Objective » Only lines holding the word "styles" should be copied from the material.

-- start of Recorded information --

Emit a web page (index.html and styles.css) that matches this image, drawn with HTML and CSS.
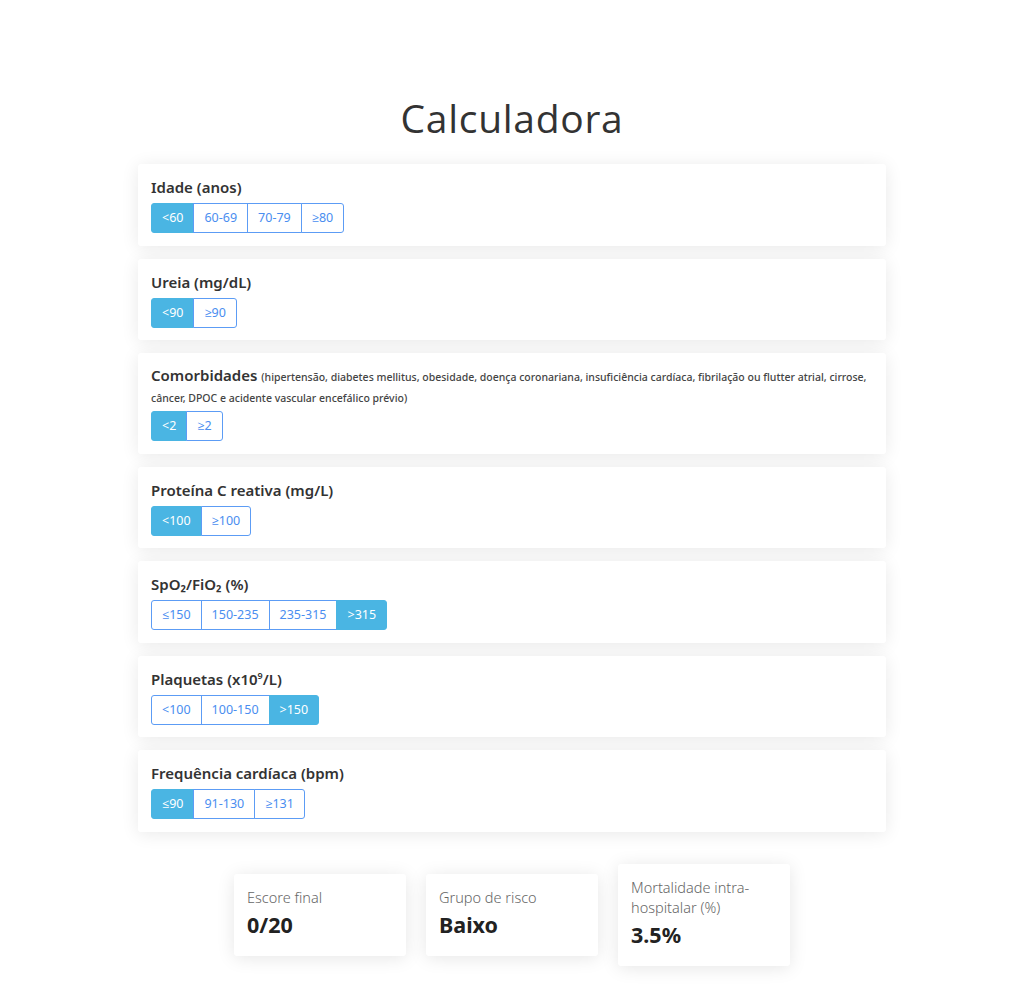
FILE: index.html
```html
<!DOCTYPE html>
<html lang="pt">
<head>
<meta charset="utf-8">
<title>Calculadora</title>
<link rel="stylesheet" href="styles.css">
</head>
<body>
<main class="page">
  <h1 class="title">Calculadora</h1>
  <section class="questions">
    <div class="card">
      <div class="label">Idade (anos)</div>
      <div class="group">
        <button class="opt active">&lt;60</button><button class="opt">60-69</button><button class="opt">70-79</button><button class="opt">≥80</button>
      </div>
    </div>
    <div class="card">
      <div class="label">Ureia (mg/dL)</div>
      <div class="group">
        <button class="opt active">&lt;90</button><button class="opt">≥90</button>
      </div>
    </div>
    <div class="card">
      <div class="label multi">Comorbidades <small class="note">(hipertensão, diabetes mellitus, obesidade, doença coronariana, insuficiência cardíaca, fibrilação ou flutter atrial, cirrose, câncer, DPOC e acidente vascular encefálico prévio)</small></div>
      <div class="group">
        <button class="opt active">&lt;2</button><button class="opt">≥2</button>
      </div>
    </div>
    <div class="card">
      <div class="label">Proteína C reativa (mg/L)</div>
      <div class="group">
        <button class="opt active">&lt;100</button><button class="opt">≥100</button>
      </div>
    </div>
    <div class="card">
      <div class="label">SpO₂/FiO₂ (%)</div>
      <div class="group">
        <button class="opt">≤150</button><button class="opt">150-235</button><button class="opt">235-315</button><button class="opt active">&gt;315</button>
      </div>
    </div>
    <div class="card">
      <div class="label">Plaquetas (x10<sup>9</sup>/L)</div>
      <div class="group">
        <button class="opt">&lt;100</button><button class="opt">100-150</button><button class="opt active">&gt;150</button>
      </div>
    </div>
    <div class="card">
      <div class="label">Frequência cardíaca (bpm)</div>
      <div class="group">
        <button class="opt active">≤90</button><button class="opt">91-130</button><button class="opt">≥131</button>
      </div>
    </div>
  </section>
  <section class="results">
    <div class="result">
      <div class="r-label">Escore final</div>
      <div class="r-value">0/20</div>
    </div>
    <div class="result">
      <div class="r-label">Grupo de risco</div>
      <div class="r-value">Baixo</div>
    </div>
    <div class="result">
      <div class="r-label">Mortalidade intra-hospitalar (%)</div>
      <div class="r-value">3.5%</div>
    </div>
  </section>
</main>
</body>
</html>
```
FILE: styles.css
```css
* { box-sizing: border-box; }
html, body { margin: 0; padding: 0; background: #fff; }
body {
  font-family: "Noto Sans", "Open Sans", sans-serif;
  color: #333;
}
.page {
  width: 748px;
  margin: 0 auto;
  padding-top: 92px;
}
.title {
  font-family: "Open Sans", "Noto Sans", sans-serif;
  font-weight: 400;
  font-size: 39px;
  line-height: 52px;
  text-align: center;
  margin: 0 0 20px;
  color: #333;
  letter-spacing: 0.7px;
}
.questions {
  display: flex;
  flex-direction: column;
  gap: 13px;
}
.card {
  background: #fff;
  border-radius: 3px;
  box-shadow: 0 2px 18px rgba(0, 0, 0, 0.09);
  padding: 13px 13px 12.5px;
}
.label {
  font-size: 15px;
  font-weight: 600;
  line-height: 20px;
  height: 20px;
  color: #333;
  margin-bottom: 6px;
}
.label.multi {
  line-height: 19.5px;
  height: 39px;
}
.note {
  font-size: 10.5px;
  font-weight: 500;
  line-height: 19px;
  color: #444;
}
.label sup {
  font-size: 9px;
  line-height: 0;
}
.group {
  display: inline-flex;
}
.opt {
  font-family: inherit;
  font-size: 12.5px;
  line-height: 18px;
  height: 30px;
  padding: 5px 10px;
  background: #fff;
  color: #4a8ef0;
  border: 1px solid #5c9cf5;
  margin: 0 0 0 -1px;
  border-radius: 0;
  cursor: pointer;
}
.opt:first-child { margin-left: 0; border-radius: 3px 0 0 3px; }
.opt:last-child { border-radius: 0 3px 3px 0; }
.opt.active {
  background: #4ab5e3;
  border-color: #4ab5e3;
  color: #fff;
}
.results {
  display: flex;
  justify-content: center;
  align-items: center;
  gap: 20px;
  margin-top: 32px;
  margin-bottom: 40px;
}
.result {
  width: 172px;
  background: #fff;
  border-radius: 3px;
  box-shadow: 0 2px 18px rgba(0, 0, 0, 0.1);
  padding: 13px 13px 13px;
}
.r-label {
  font-size: 14.5px;
  font-weight: 300;
  line-height: 20px;
  color: #666;
}
.r-value {
  font-size: 21.5px;
  font-weight: 700;
  line-height: 36px;
  color: #222;
}
```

-- end of Recorded information --

Result of the task »
Emit a web page (index.html and styles.css) that matches this image, drawn with HTML and CSS.
<link rel="stylesheet" href="styles.css">
FILE: styles.css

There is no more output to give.